After independence of the Federation of Malaya, Tamil schools accepted government funding and became National-type (Tamil) Schools. Under a set of arrangements, the government is responsible for funding, teachers’ training and setting the school curriculum, while the school buildings and assets remained the property of the local Indian community. Schools under these arrangements elect a board of directors to oversee and safeguard the school properties. However, due to the eventual objective of using Malay as the medium of instruction in all schools as envisioned in the Razak Report, National-Type Schools receive relatively small proportion of education funding compared to the Malay-medium National Schools.
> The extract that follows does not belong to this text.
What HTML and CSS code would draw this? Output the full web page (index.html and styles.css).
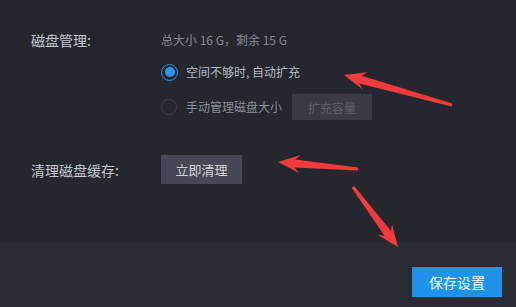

In 2003, the government introduced the policy of teaching Science and Mathematics subjects in English in all schools. This was protested by education groups that advocate the use of mother tongues as mediums of instruction in schools. In 2009, the government announced a return to the previous mediums of instruction starting in 2012. This in turn was met with opposition from parents that support the 2003 policy. In 2011, the government released details of reimplementation of the previous mediums of instruction. While new Year 1 students would be taught in the previous language, students that had already started learning Science and Mathematics in English can choose whether to continue in English or switch to the previous language.